Tata Motors-owned British carmaker, Jaguar, is keen on growing its India presence in the coming years.

“It is our intent to see India as our second home market and we have an opportunity to overtake competition in the premium market,” said Mr Adrian Hallmark, Global Brand Director of Jaguar. He was speaking to journalists, invited by the company, to the Whitley Engineering Centre.

Tata Motors had acquired Jaguar and Land Rover from Ford Motor Company for $2.3 billion three years ago. This was quickly followed by the global slowdown and the Indian company did not have the easiest of times during the crisis.

Today, the worst is over and JLR contributes to a substantial part of Tata Motors' topline.

Jaguar plans to hire over 1,000 engineers for new products and is working on a global strategy which will be driven by technology and design. The XF, launched four years ago, is its core product and still growing. The refurbished version reflects ‘the new phase of growth'.

“We are still a strong British company but not a global company yet and it is important to close the geography gaps quickly. We want to expand into new segments and expand the product portfolio to become the brand of tomorrow,” Mr Hallmark said. This would be an imperative to close the gap with other carmakers like BMW, Daimler and Audi.

China remains the top market for Jaguar with a growth of 47 per cent. While the US and the UK will continue to be relevant, developing growth markets will be the key to Jaguar's future. This is borne by the fact that China is as big as the UK and Europe for premium cars and actually bigger than the US market.

BRIC focus

“There are huge areas where we are not up to it yet. BRIC (Brazil, Russia, India and China) nations and the Middle East are the growth strategy for the XJ, XF and XK in the future. Looking forward, we are missing a number of strengths. The foundation is good but there are technical gaps,” Mr Hallmark said.

It is precisely for this reason that the 2.2-litre diesel-driven XF is an important step. Jaguar believes there is huge potential for this car in markets beyond Europe. It will take on BMW, Audi and Daimler and is expected to do its bit in doubling sales in Europe. The 3-litre petrol, likewise, is tipped to do well in China, the Middle-East and Russia.

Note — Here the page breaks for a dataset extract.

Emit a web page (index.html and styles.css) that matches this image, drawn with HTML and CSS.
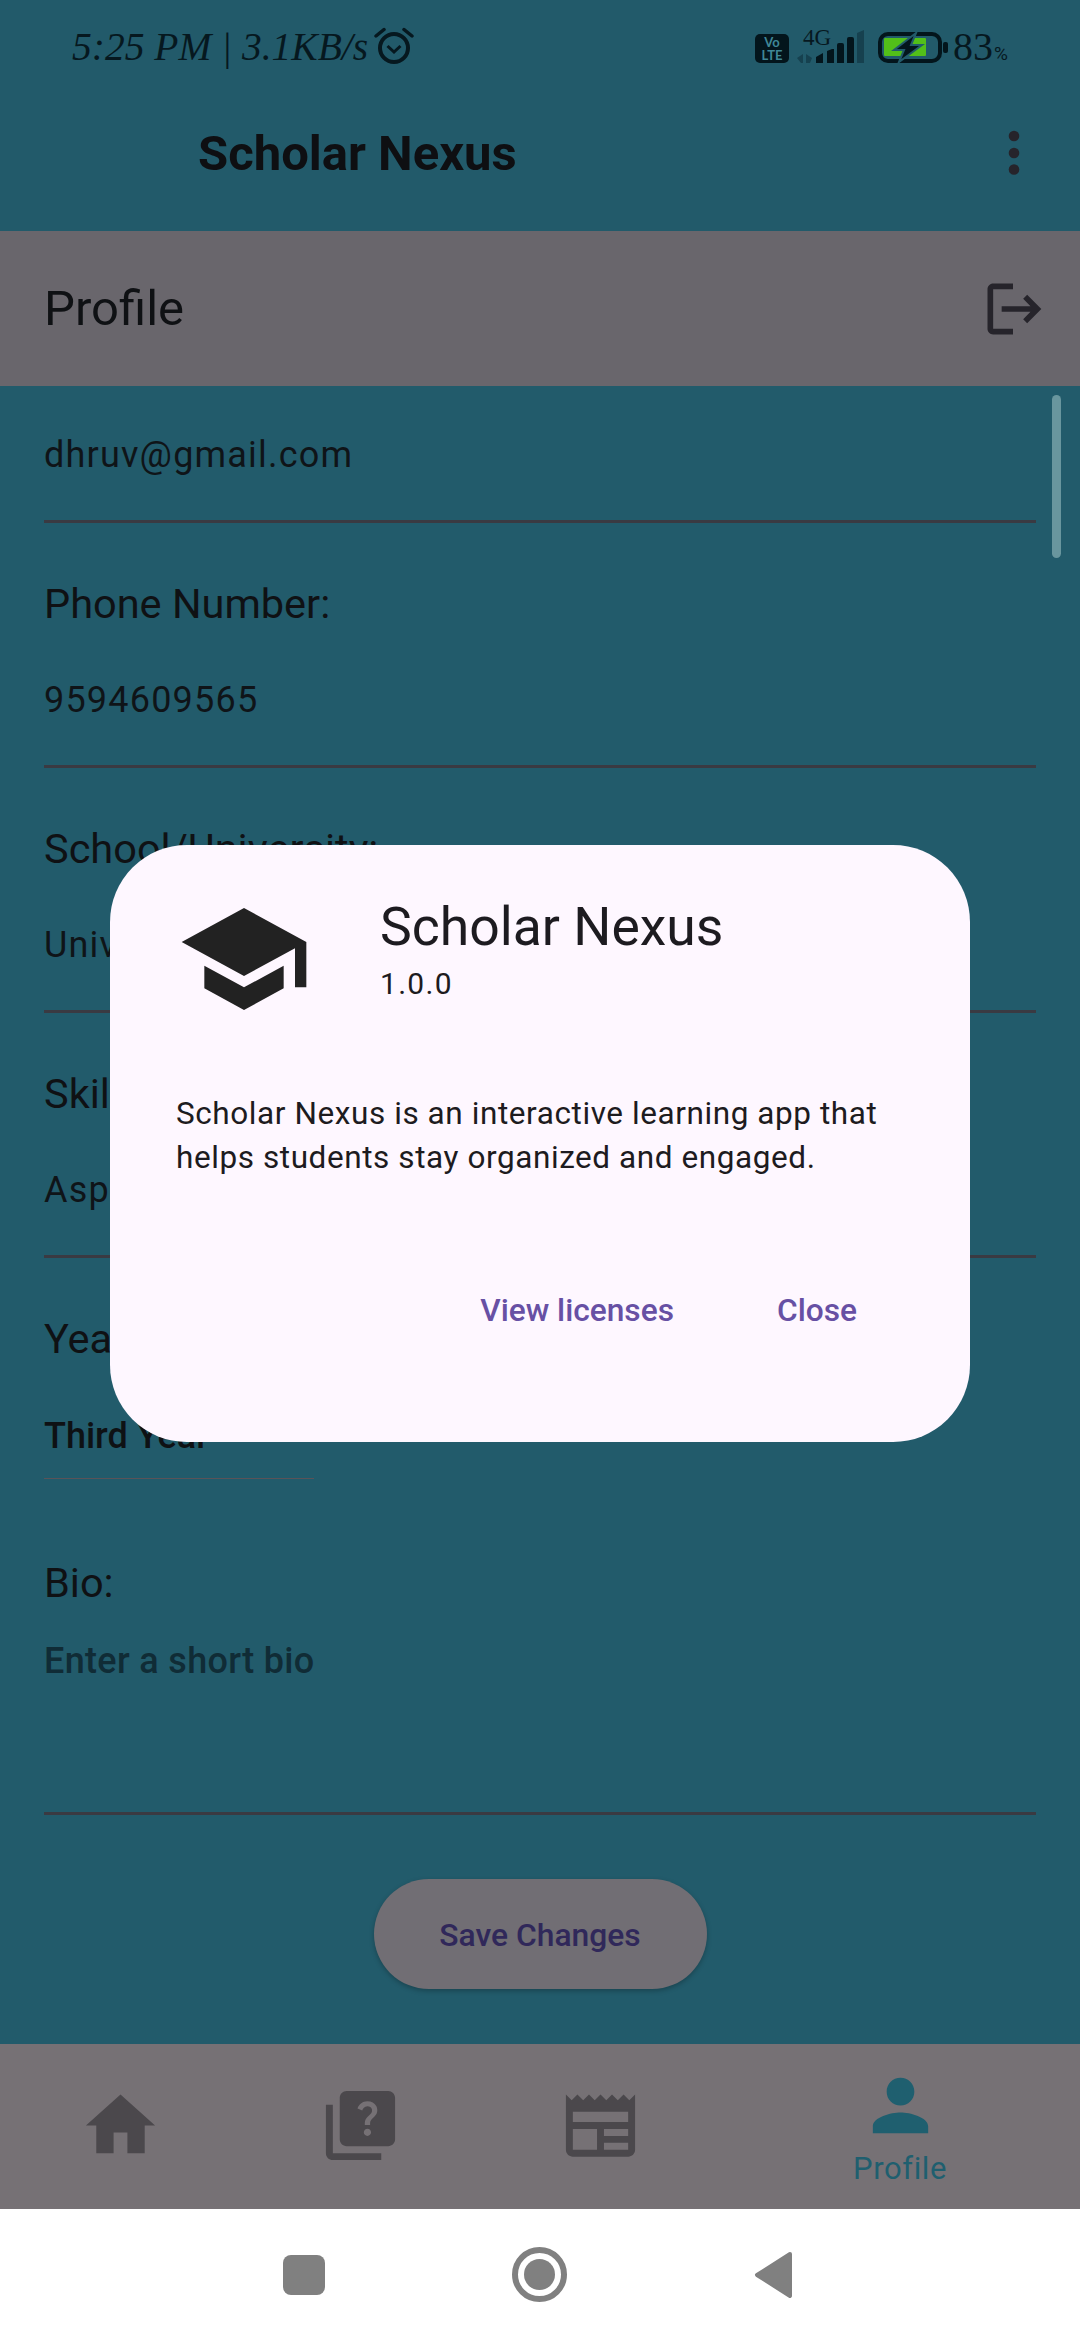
FILE: index.html
```html
<!DOCTYPE html>
<html lang="en">
<head>
<meta charset="utf-8">
<title>Scholar Nexus</title>
<link rel="stylesheet" href="styles.css">
</head>
<body>
<div class="screen">
  <header class="top">
    <div class="status">
      <div class="status-left">
        <span class="clock">5:25 PM | 3.1KB/s</span>
        <svg class="alarm" viewBox="0 0 40 38"><circle cx="20" cy="21" r="14" fill="none" stroke-width="4"/><path d="M13.5 19l6.5 6 6.500-6" fill="none" stroke-width="3"/><path d="M2 9l8-6.500M38 9l-8-6.500" fill="none" stroke-width="3.500" stroke-linecap="round"/></svg>
      </div>
      <div class="status-right">
        <svg class="volte" viewBox="0 0 34 29"><rect width="34" height="29" rx="5" class="dark"/><text x="17" y="13" class="volte-t">Vo</text><text x="17" y="26" class="volte-t">LTE</text></svg>
        <svg class="signal" viewBox="0 -6 70 42"><text x="8" y="18" class="four-g">4G</text><path class="dim" d="M2 31l6-4v9H6zM11 27l6 4-2 5h-4z"/><path class="dark" d="M21 30l7-4v10h-7zM32 24l5-2h2v14h-7zM42 18q0-2 2-2h3q2 0 2 2v18h-7zM52 12q0-2 2-2h3q2 0 2 2v24h-7z"/><path class="dim" d="M62 6l7-3v33h-7z"/></svg>
        <svg class="battery" viewBox="0 0 70 31"><rect x="2" y="2" width="60" height="27" rx="8" fill="none" class="dark-stroke" stroke-width="4"/><rect x="6" y="6" width="42" height="18" rx="1" class="green"/><rect x="65" y="10" width="5" height="11" rx="2" class="dark"/><path class="bolt" d="M38 1L16 18h10l-5 12 23-17H33z"/></svg>
        <span class="pct">83<small>%</small></span>
      </div>
    </div>
    <div class="appbar">
      <span class="app-title">Scholar Nexus</span>
      <svg class="dots" viewBox="0 0 12 46"><circle cx="6" cy="6" r="5.300"/><circle cx="6" cy="23" r="5.300"/><circle cx="6" cy="39.500" r="5.300"/></svg>
    </div>
  </header>

  <div class="profile-bar">
    <span class="profile-title">Profile</span>
    <svg class="logout" viewBox="0 0 24 24"><path d="M17 7l-1.410 1.410L18.170 11H8v2h10.170l-2.580 2.580L17 17l5-5zM5 5h7V3H5c-1.100 0-2 .9-2 2v14c0 1.100.9 2 2 2h7v-2H5V5z"/></svg>
  </div>

  <main class="form">
    <div class="field first"><div class="value">dhruv@gmail.com</div></div>
    <div class="field"><div class="label">Phone Number:</div><div class="value">9594609565</div></div>
    <div class="field"><div class="label">School/University:</div><div class="value">University</div></div>
    <div class="field"><div class="label">Skills:</div><div class="value">Aspiring</div></div>
    <div class="year">
      <div class="label">Year:</div>
      <div class="year-value">Third Year</div>
    </div>
    <div class="bio">
      <div class="label">Bio:</div>
      <div class="placeholder">Enter a short bio</div>
    </div>
    <button class="save">Save Changes</button>
    <div class="scrollbar"></div>
  </main>

  <nav class="tabs">
    <div class="tab"><svg class="tab-icon" viewBox="0 0 24 24"><path d="M10 20v-6h4v6h5v-8h3L12 3 2 12h3v8z"/></svg></div>
    <div class="tab"><svg class="tab-icon" viewBox="0 0 24 24"><path d="M4 6H2v14c0 1.100.9 2 2 2h14v-2H4V6zm16-4H8c-1.100 0-2 .9-2 2v12c0 1.100.9 2 2 2h12c1.100 0 2-.9 2-2V4c0-1.100-.9-2-2-2zm-5.990 13c-.59 0-1.050-.47-1.050-1.050 0-.59.47-1.040 1.050-1.040.59 0 1.040.45 1.040 1.040-.01.58-.45 1.050-1.040 1.050zm2.500-6.170c-.63.93-1.230 1.210-1.560 1.810-.13.24-.18.4-.18 1.180h-1.520c0-.41-.06-1.080.26-1.650.41-.73 1.180-1.160 1.630-1.800.48-.68.21-1.940-1.140-1.940-.88 0-1.320.67-1.500 1.230l-1.370-.57C11.510 5.960 12.520 5 13.990 5c1.230 0 2.080.56 2.510 1.260.37.61.58 1.730.01 2.570z"/></svg></div>
    <div class="tab"><svg class="tab-icon" viewBox="0 0 24 24"><path d="M22 3l-1.670 1.670L18.670 3 17 4.670 15.330 3l-1.660 1.670L12 3l-1.670 1.670L8.670 3 7 4.670 5.330 3 3.670 4.670 2 3v16c0 1.100.9 2 2 2h16c1.100 0 2-.9 2-2V3zM11 19H4v-6h7v6zm9 0h-7v-2h7v2zm0-4h-7v-2h7v2zm0-4H4V8h16v3z"/></svg></div>
    <div class="tab tab-active"><svg class="tab-icon" viewBox="0 0 24 24"><path d="M12 12c2.210 0 4-1.790 4-4s-1.790-4-4-4-4 1.790-4 4 1.790 4 4 4zm0 2c-2.670 0-8 1.340-8 4v2h16v-2c0-2.660-5.330-4-8-4z"/></svg><span class="tab-label">Profile</span></div>
  </nav>

  <div class="sysnav">
    <span class="sys-square"></span>
    <span class="sys-home"><span class="sys-disc"></span></span>
    <svg class="sys-back" viewBox="0 0 39 46"><path d="M36 2L3 23l33 21z" stroke-width="4" stroke-linejoin="round"/></svg>
  </div>

  <section class="dialog">
    <div class="dialog-head">
      <svg class="school" viewBox="0 0 24 24"><path d="M5 13.180v4L12 21l7-3.820v-4L12 17l-7-3.820zM12 3L1 9l11 6 9-4.910V17h2V9L12 3z"/></svg>
      <div class="dialog-names">
        <div class="dialog-title">Scholar Nexus</div>
        <div class="dialog-version">1.0.0</div>
      </div>
    </div>
    <p class="dialog-body">Scholar Nexus is an interactive learning app that<br>helps students stay organized and engaged.</p>
    <div class="dialog-actions">
      <span class="action">View licenses</span>
      <span class="action">Close</span>
    </div>
  </section>
</div>
</body>
</html>
```
FILE: styles.css
```css
* { box-sizing: border-box; }
html, body { margin: 0; padding: 0; }
body { font-family: Roboto, "Liberation Sans", sans-serif; }

.screen {
  position: relative;
  width: 1080px;
  height: 2340px;
  display: flex;
  flex-direction: column;
  overflow: hidden;
  background: #225b6b;
  color: #0f1215;
}

/* Header */
.top { height: 231px; display: flex; flex-direction: column; background: #225a6a; }
.status {
  height: 92px;
  display: flex;
  align-items: center;
  justify-content: space-between;
  padding: 0 72px;
}
.status-left { display: flex; align-items: center; gap: 6px; }
.clock {
  font-family: "Liberation Serif", serif;
  font-style: italic;
  font-size: 39.500px;
  line-height: 48px;
  padding-top: 2px;
  color: #06181f;
  white-space: nowrap;
}
.alarm { width: 40px; height: 38px; }
.alarm * { stroke: #06181f; }
.status-right { display: flex; align-items: center; }
.volte { width: 34px; height: 29px; margin-top: 4px; }
.dark { fill: #03151c; }
.dark-stroke { stroke: #03151c; }
.dim { fill: #16414f; }
.green { fill: #52bf19; }
.bolt { fill: #03151c; stroke: #225a6a; stroke-width: 2; }
.volte-t { font: 700 13px Lato, Roboto, sans-serif; fill: #3f8797; text-anchor: middle; }
.four-g { font: 23px "Liberation Serif", serif; fill: #06181f; }
.signal { width: 70px; height: 42px; margin: 0 0 8px 6px; }
.battery { width: 70px; height: 31px; margin-left: 13px; margin-top: 3px; }
.pct {
  font-family: "Liberation Serif", serif;
  font-size: 40px;
  color: #06181f;
  margin-left: 5px;
  white-space: nowrap;
}
.pct small { font-family: Roboto, sans-serif; font-size: 19px; margin-left: 1px; }

.appbar {
  height: 122px;
  display: flex;
  align-items: center;
  justify-content: space-between;
  padding: 0 60px 0 198px;
}
.app-title { font-size: 49px; font-weight: 700; color: #0e0f12; }
.dots { width: 12px; height: 46px; fill: #26242b; }

/* Profile bar */
.profile-bar {
  height: 155px;
  display: flex;
  align-items: center;
  justify-content: space-between;
  padding: 0 33px 0 44px;
  background: #69666c;
}
.profile-title { font-size: 49px; color: #0f1114; }
.logout { width: 68px; height: 68px; fill: #26242b; }

/* Form */
.form {
  position: relative;
  flex: 1;
  display: flex;
  flex-direction: column;
  padding: 47px 44px 0;
}
.field { width: 992px; margin-top: 57px; padding-bottom: 43px; border-bottom: 3px solid #3a3a42; }
.field.first { margin-top: 0; }
.label { font-size: 41.500px; line-height: 48px; color: #0f1114; white-space: nowrap; }
.value { font-size: 36px; line-height: 44px; letter-spacing: 1.200px; color: #0f1418; white-space: nowrap; }
.label + .value { margin-top: 50px; }

.year { margin-top: 57px; }
.year-value {
  width: 270px;
  margin-top: 51px;
  padding-bottom: 20px;
  border-bottom: 1px solid #5a5358;
  font-size: 36px;
  font-weight: 500;
  line-height: 44px;
  white-space: nowrap;
  color: #0e1114;
}
.bio { width: 992px; margin-top: 80px; padding-bottom: 129px; border-bottom: 3px solid #3a3a42; }
.placeholder {
  margin-top: 32px;
  font-size: 36px;
  font-weight: 500;
  letter-spacing: .33px;
  line-height: 44px;
  color: #102c36;
}
.save {
  align-self: center;
  width: 333px;
  height: 110px;
  margin-top: 64px;
  padding: 2px 0 0;
  border: 0;
  border-radius: 55px;
  background: #716e74;
  box-shadow: 0 2px 5px rgba(0, 0, 0, .25);
  font-family: Roboto, sans-serif;
  font-size: 31.800px;
  font-weight: 500;
  color: #30285a;
}
.scrollbar {
  position: absolute;
  top: 9px;
  left: 1052px;
  width: 9px;
  height: 163px;
  border-radius: 5px;
  background: #69969e;
}

/* Bottom nav */
.tabs { height: 165px; display: flex; background: #767175; }
.tab { flex: 1; display: flex; flex-direction: column; align-items: center; justify-content: center; padding-bottom: 3px; }
.tab-active { flex: 1.500; justify-content: flex-start; padding: 20px 0 0; }
.tab-icon { width: 83px; height: 83px; fill: #4b484c; display: block; }
.tab-active .tab-icon { fill: #1f5f6f; }
.tab-label { margin-top: 4px; font-size: 31px; line-height: 36px; letter-spacing: .6px; color: #1f5f6f; }

/* System nav */
.sysnav {
  height: 131px;
  display: flex;
  align-items: center;
  justify-content: center;
  gap: 187px;
  padding-right: 4px;
  background: #fff;
}
.sys-square { width: 42px; height: 40px; border-radius: 8px; background: #808080; }
.sys-home {
  width: 55px;
  height: 55px;
  display: flex;
  align-items: center;
  justify-content: center;
  border: 6px solid #808080;
  border-radius: 50%;
}
.sys-disc { width: 31px; height: 31px; border-radius: 50%; background: #808080; }
.sys-back { width: 39px; height: 46px; fill: #808080; stroke: #808080; }

/* Dialog */
.dialog {
  position: absolute;
  left: 110px;
  top: 845px;
  width: 860px;
  height: 597px;
  padding: 46px 114px 0 66px;
  border-radius: 77px;
  background: #fef7ff;
  color: #1d1b20;
}
.dialog-head { display: flex; gap: 68px; }
.school { width: 136px; height: 136px; fill: #222; flex: none; }
.dialog-names { margin-top: 5px; }
.dialog-title { font-size: 53.500px; line-height: 62px; white-space: nowrap; }
.dialog-version { margin-top: 8px; font-size: 30px; line-height: 36px; letter-spacing: 1.300px; }
.dialog-body { margin: 65px 0 0; font-size: 31.500px; line-height: 44px; letter-spacing: .58px; white-space: nowrap; }
.dialog-actions { margin-top: 111px; display: flex; justify-content: flex-end; gap: 103px; padding-right: 0; margin-right: -1px; }
.action { font-size: 31.700px; font-weight: 500; line-height: 39px; color: #6750a4; }
```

“Hybrid solutions are as important and we will offer this in the near term. Our powertrain and technology gaps will be closed soon. High value products and new technologies will also expand the volume base,” Mr Hallmark said.

Jaguar has outlined a number of steps for its growth plan. The first is to fix the technology gaps while the next will involve developing new segments ‘while rapidly globalising the company'. The XF is expected to become sportier with a sharper focus on technology while the XK will ideally end up being the ultimate luxury product.

As Mr Hallmark put it, there is a huge opportunity to grow Jaguar where “we have to catch up with the gap of the last 20 years in the next five years”. Product will be the heart of the growth strategy and the strong foundation “must grow further as this is what will excite and move the organisation”.